Cet événement avait provoqué la plus grande crise politique de l'histoire démocratique de l'Espagne. La manoeuvre avait été jugée illégale par le Tribunal constitutionnel espagnol et Madrid avait mis la région sous tutelle. La Catalogne est toujours gouvernée par les indépendantistes. Plusieurs dirigeants ont été emprisonnés - ils purgent encore leurs peines de prison, mais en régime de semi-liberté maintenant - et Barcelone avait vécu, en 2019, plusieurs jours de guérilla urbaine.
Ambiance beaucoup plus calme
L'ambiance est maintenant très différente. Elle est surtout beaucoup plus calme. Le Covid-19 y est évidemment aussi pour quelque chose. La campagne électorale balance entre une certaine normalisation et une situation étrange, avec des meetings sur les réseaux sociaux.
Aucune commune mesure avec la tension vécue en 2017 et en 2019. Les résultats de dimanche montreront si les débats sur l’indépendance ont disparu et si la société n’est plus autant polarisée. Car la normalité apparente de la situation ne signifie pas forcément que tout est oublié et qu'on a passé l'éponge.
Un moment épique
La réalité est subtile. Oriol Bartomeus, professeur de sciences politiques à l’Université autonome de Barcelone et à l’Université de Barcelone, interrogé jeudi dans l'émission Tout un monde, fait la différence entre l’épique et la politique: "Les personnes qui ont participé aux événements de 2017 s’en souviennent comme un moment épique, joyeux, une expérience dont ils se sentent fiers. Les indépendantistes l’ont réellement vécu comme une période magique".
Mais selon lui, "cette mémoire s’est brisée sur ce qui s’est passé par la suite. Des personnes estiment qu’elles ont été trahies par l’élite politique indépendantiste. Dans le sens où le peuple a fait quelque chose de merveilleux, mais qu’ensuite, la classe politique séparatiste n’a pas su le concrétiser".
Cartouches brûlées
Politiquement il ne reste pas grand-chose.

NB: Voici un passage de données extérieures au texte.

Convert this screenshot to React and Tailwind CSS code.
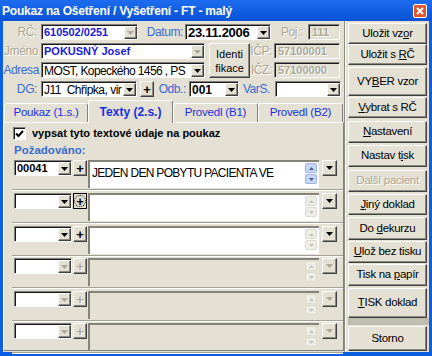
import React from 'react';

const GRAY = "text-[#aca899] [text-shadow:1px_1px_0_#ffffff]";
const BLUE = "text-[#3a6bd0]";
const SUNK = "border border-t-[#808080] border-l-[#808080] border-b-white border-r-white shadow-[inset_1px_1px_0_#1a1a1a]";
const RAISE = "border border-t-white border-l-white border-b-[#404040] border-r-[#404040] shadow-[inset_-1px_-1px_0_#8c8a80]";

const Arrow = ({ dim }) => (
    <svg width="7" height="4" viewBox="0 0 7 4">
        <path d="M0 0H7L3.5 4Z" fill={dim ? "#aca899" : "#000"} />
    </svg>
);

const Drop = ({ dim, cls = "w-[13px]" }) => (
    <div className={`flex shrink-0 items-center justify-center bg-[#e4e1d4] ${RAISE} ${cls}`}>
        <Arrow dim={dim} />
    </div>
);

const Combo = ({ w, children, white = true, dim, cls = "" }) => (
    <div className={`flex h-[16px] shrink-0 pt-[1px] ${SUNK} ${w} ${white ? "bg-white" : ""} ${cls}`}>
        <div className="flex min-w-0 flex-1 items-center overflow-hidden whitespace-nowrap pl-[2px]">{children}</div>
        <Drop dim={dim} />
    </div>
);

const Box = ({ w, children, cls = "" }) => (
    <div className={`flex h-[16px] shrink-0 items-center pl-[3px] pt-[1px] text-[11px] font-bold ${GRAY} ${SUNK} ${w} ${cls}`}>
        {children}
    </div>
);

const Label = ({ w, gray, children, cls = "" }) => (
    <span className={`shrink-0 text-right text-[12px] leading-[16px] tracking-[-0.4px] ${gray ? GRAY : BLUE} ${w} ${cls}`}>
        {children}
    </span>
);

const Plus = ({ dim, focus, cls = "" }) => (
    <div className={`flex h-[16px] w-[14px] shrink-0 items-center justify-center bg-[#e4e1d4] ${focus ? "border border-black" : RAISE} ${cls}`}>
        <span className={`flex h-[10px] w-[10px] items-center justify-center text-[13px] font-bold leading-none ${dim ? GRAY : "text-black"} ${focus ? "rounded-full outline outline-1 outline-dotted outline-black" : ""}`}>+</span>
    </div>
);

const Spin = ({ on }) => {
    const c = on ? "bg-[#c6d5fb] border-[#9fb3e6]" : "bg-[#eeede6] border-[#dcdacf]";
    const a = on ? "#4d6185" : "#c4c2b7";
    return (
        <div className="mr-[2px] mt-[1px] flex w-[12px] shrink-0 flex-col gap-[1px]">
            <div className={`flex h-[10px] items-center justify-center rounded-[2px] border ${c}`}>
                <svg width="5" height="3"><path d="M0 3L2.5 0L5 3Z" fill={a} /></svg>
            </div>
            <div className={`flex h-[10px] items-center justify-center rounded-[2px] border ${c}`}>
                <svg width="5" height="3"><path d="M0 0L2.5 3L5 0Z" fill={a} /></svg>
            </div>
        </div>
    );
};

const TextRow = ({ h, on, code, text, focus, spinOn }) => (
    <div className={`flex shrink-0 flex-col ${h}`}>
        <div className="flex h-[28px] items-start pl-[10px]">
            <Combo w="w-[58px]" white={on} dim={!on}>
                {code && <span className="text-[11px] font-bold text-black">{code}</span>}
            </Combo>
            <Plus dim={!on} focus={focus} cls="ml-[1px]" />
            <div className={`ml-[1px] flex h-[28px] w-[231px] shrink-0 border-t-2 border-l-2 border-t-[#858378] border-l-[#858378] ${on ? "bg-white" : ""}`}>
                <div className="flex-1 whitespace-nowrap pl-[2px] pt-[2px] text-[12px] tracking-[-0.7px] text-black">{text}</div>
                <Spin on={spinOn} />
            </div>
            <Drop dim={!on} cls="ml-[3px] h-[16px] w-[15px]" />
        </div>
        <div className="ml-[8px] mt-[1px] h-[2px] shrink-0 border-t border-b border-t-[#a3a094] border-b-white" />
    </div>
);

const buttons = [
    { label: <>Uložit vz<u>o</u>r</>, cls: "mt-[2px] h-[21px]" },
    { label: <>Uložit s <u>R</u>Č</>, cls: "h-[21px]" },
    { label: <>VY<u>B</u>ER vzor</>, cls: "mt-[2px] h-[29px]" },
    { label: <><u>V</u>ybrat s RČ</>, cls: "mt-[1px] h-[21px]" },
    { label: <><u>N</u>astavení</>, cls: "mt-[3px] h-[22px]" },
    { label: <>Nastav t<u>i</u>sk</>, cls: "mt-[2px] h-[22px]" },
    { label: "Další pacient", cls: "mt-[3px] h-[22px]", dis: true },
    { label: <><u>J</u>iný doklad</>, cls: "mt-[2px] h-[21px]" },
    { label: <>Do <u>d</u>ekurzu</>, cls: "mt-[2px] h-[23px]" },
    { label: <><u>U</u>lož bez tisku</>, cls: "mt-[1px] h-[22px]" },
    { label: <>Tisk na <u>p</u>apír</>, cls: "mt-[1px] h-[22px]" },
    { label: <><u>T</u>ISK doklad</>, cls: "mt-[2px] h-[30px]" },
];

const Btn = ({ children, cls, dis }) => (
    <div className={`flex w-[79px] shrink-0 items-center justify-center bg-[#e4e1d4] text-[11.5px] tracking-[-0.3px] ${RAISE} ${cls} ${dis ? GRAY : "text-black"}`}>
        <span>{children}</span>
    </div>
);

const tabs = ["Poukaz (1.s.)", "Texty (2.s.)", "Provedl (B1)", "Provedl (B2)"];

const App = () => {
    return (
        <div className="h-[356px] w-[432px] overflow-hidden bg-[#0b5fe0] font-['Liberation_Sans',Arial,sans-serif] select-none">
            {/* title bar */}
            <div className="flex h-[21px] items-center justify-between bg-gradient-to-b from-[#1d6cf0] to-[#0852d6] pl-[2px] pr-[5px]">
                <span className="text-[12px] font-bold tracking-[-0.2px] text-white">Poukaz na Ošetření / Vyšetření - FT - malý</span>
                <div className="flex h-[14px] w-[14px] items-center justify-center rounded-[2px] border border-white bg-[#e0572e]">
                    <svg width="8" height="8" viewBox="0 0 8 8"><path d="M1 1L7 7M7 1L1 7" stroke="#fff" strokeWidth="2" /></svg>
                </div>
            </div>

            <div className="mx-[3px] flex h-[331px] bg-[#e4e1d4]">
                {/* left part */}
                <div className="flex w-[341px] shrink-0 flex-col">
                    <div className="flex flex-col gap-[3px] pt-[3px]">
                        <div className="flex h-[16px]">
                            <Label w="w-[37px]" cls="pr-[3px]" gray>RČ:</Label>
                            <Combo w="w-[97px]" cls="ml-[1px]" dim>
                                <span className="text-[11px] font-bold text-[#1a1ad6]">610502/0251</span>
                            </Combo>
                            <Label w="w-[47px]" cls="pr-[2px]">Datum:</Label>
                            <Combo w="w-[86px]">
                                <span className="text-[13px] font-bold tracking-[-0.3px] text-black">23.11.2006</span>
                            </Combo>
                            <Label w="w-[36px]" cls="pr-[4px]" gray>Poj.:</Label>
                            <Box w="w-[32px]" cls="ml-[1px]">111</Box>
                        </div>

                        <div className="flex">
                            <div className="flex flex-col gap-[3px]">
                                <div className="flex h-[16px]">
                                    <Label w="w-[37px]" cls="pr-[2px]" gray>Jméno</Label>
                                    <Combo w="w-[164px]" cls="ml-[1px]" dim>
                                        <span className="text-[11px] font-bold text-[#1a1ad6]">POKUSNÝ Josef</span>
                                    </Combo>
                                </div>
                                <div className="flex h-[16px]">
                                    <Label w="w-[37px]" cls="pr-[1px]">Adresa</Label>
                                    <Combo w="w-[164px]" cls="ml-[1px]">
                                        <span className="text-[12px] tracking-[-0.6px] text-black">MOST, Kopeckého 1456 , PS</span>
                                    </Combo>
                                </div>
                            </div>
                            <div className={`ml-[4px] flex h-[35px] w-[41px] shrink-0 flex-col items-center justify-center text-[11px] leading-[14px] text-black ${RAISE}`}>
                                <span>Identi</span>
                                <span>fikace</span>
                            </div>
                            <div className="flex flex-col gap-[3px]">
                                <div className="flex h-[16px]">
                                    <Label w="w-[23px]" cls="pr-[1px]" gray>IČP:</Label>
                                    <Box w="w-[66px]" cls="ml-[1px]">57100001</Box>
                                </div>
                                <div className="flex h-[16px]">
                                    <Label w="w-[23px]" cls="pr-[1px]" gray>IČZ:</Label>
                                    <Box w="w-[66px]" cls="ml-[1px]">57100000</Box>
                                </div>
                            </div>
                        </div>

                        <div className="flex h-[16px]">
                            <Label w="w-[37px]" cls="pr-[3px]">DG:</Label>
                            <Combo w="w-[96px]" cls="ml-[1px]">
                                <span className="text-[12px] tracking-[-0.5px] text-black">J11&nbsp; Chřipka, vir</span>
                            </Combo>
                            <Plus cls="ml-[3px] w-[13px]" />
                            <Label w="w-[34px]" cls="pr-[2px]">Odb.:</Label>
                            <Combo w="w-[50px]" cls="ml-[1px]">
                                <span className="text-[12px] font-bold text-black">001</span>
                            </Combo>
                            <Label w="w-[35px]" cls="pr-[4px]">VarS.</Label>
                            <Combo w="w-[66px]" cls="ml-[1px]" />
                        </div>
                    </div>

                    {/* tab control */}
                    <div className="mt-[3px] flex h-[250px] flex-col">
                        <div className="relative z-10 flex h-[22px] items-end pl-[1px]">
                            {tabs.map((t, i) =>
                                i === 1 ? (
                                    <div key={t} className="mb-[-1px] flex h-[23px] w-[85px] items-center justify-center rounded-t-[3px] border-t border-l border-r border-t-white border-l-white border-r-[#808080] bg-[#e4e1d4] text-[12px] font-bold text-[#1a2fe0]">
                                        {t}
                                    </div>
                                ) : (
                                    <div key={t} className={`flex h-[19px] items-center justify-center rounded-t-[3px] border-t border-l border-r border-t-white border-l-white border-r-[#808080] text-[11.5px] tracking-[-0.2px] text-[#1a2fe0] ${i === 0 ? "w-[84px]" : "w-[85px]"}`}>
                                        {t}
                                    </div>
                                )
                            )}
                        </div>
                        <div className="flex flex-1 flex-col border border-t-white border-l-white border-b-[#808080] border-r-[#808080] pt-[4px]">
                            <div className="flex h-[13px] items-center pl-[9px]">
                                <div className={`flex h-[13px] w-[13px] items-center justify-center bg-white ${SUNK}`}>
                                    <svg width="9" height="8" viewBox="0 0 9 8"><path d="M1 3.5L3.5 6L8 1" fill="none" stroke="#000" strokeWidth="2" /></svg>
                                </div>
                                <span className="ml-[6px] text-[11px] font-bold text-black">vypsat tyto textové údaje na poukaz</span>
                            </div>
                            <div className="mt-[3px] h-[14px] pl-[10px] text-[11.5px] font-bold leading-[14px] text-[#3a6bd0]">Požadováno:</div>
                            <div className="mt-[3px] flex flex-1 flex-col">
                                <TextRow h="h-[33px]" on code="00041" text="JEDEN DEN POBYTU PACIENTA VE" spinOn />
                                <TextRow h="h-[33px]" on focus />
                                <TextRow h="h-[32px]" on />
                                <TextRow h="h-[33px]" />
                                <TextRow h="h-[32px]" />
                                <TextRow h="h-[27px]" />
                            </div>
                        </div>
                    </div>
                </div>

                {/* right buttons */}
                <div className="flex w-[85px] shrink-0 border-l border-l-[#8c8a80]">
                    <div className="flex flex-1 flex-col border-l border-l-white pl-[2px]">
                        {buttons.map((b, i) => (
                            <Btn key={i} cls={b.cls} dis={b.dis}>{b.label}</Btn>
                        ))}
                        <div className="h-[7px] w-[81px] shrink-0 bg-[#c0bdb1]" />
                        <Btn cls="mt-[1px] h-[25px]">Storno</Btn>
                    </div>
                </div>
            </div>
        </div>
    );
};

export default App;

Les indépendantistes ont brûlé leurs cartouches en 2017. Plusieurs anciens dirigeants indépendantistes ont été condamnés à la prison.
Joan Botella, professeur de sciences politiques à l’Université autonome de Barcelone, résume de manière crue les conséquences: "Le mouvement indépendantiste de 2017 en tant que tel a disparu. Il ne prend pas d’initiatives nouvelles. Il n’y a pas d’avancées, pas d’actions. Nous avons affaire à une gestion de la défaite, à des verdicts de justice, et à quelques manifestations. On pourrait dire en résumé que le mouvement indépendantiste tente d’assimiler, de digérer sa défaite".
Division de la société
Et autre conséquence, aux yeux de Joan Botella: "La division de la société en deux blocs s’est encore accentuée. On n’a plus deux camps pro- et anti-indépendance, mais deux blocs: l’un veut maintenir un climat agité, et l’autre est partisan de la pacification".
Les constitutionnalistes ne sont pas d’accord entre eux sur la méthode à employer, et le camp indépendantiste, même s’il gouverne en coalition entre deux partis, est divisé aussi, comme l’explique Joan Botella: "C’est difficile, il n’y a pas de stratégie claire pour l’avenir. Ils savent que la revendication permanente de l’autodétermination et la demande d’amnistie des prisonniers ne sont pas viables. Mais le premier qui le dira sera accusé de trahison. Nous sommes donc bloqués".
Seul élément de cohésion
"Le seul élément de cohésion entre les indépendantistes - et qui leur donne un certain rôle -, ce sont les anciens dirigeants séparatistes en prison. Ils sont très importants du point de vue sentimental, voire personnel. Et cette sentimentalité est volontairement entretenue, car elle permet de gommer les différences entre les partis séparatistes", analyse Joan Botella.
Un élément confirme cette profonde division: les indépendantistes opposent leur veto par écrit à des pactes de gouvernement régional avec le candidat socialiste. Le politologue se montre pessimiste, car un tel fossé laissera des traces et il n’est pas sans rappeler, d’une certaine manière, la division à laquelle font face les Etats-Unis.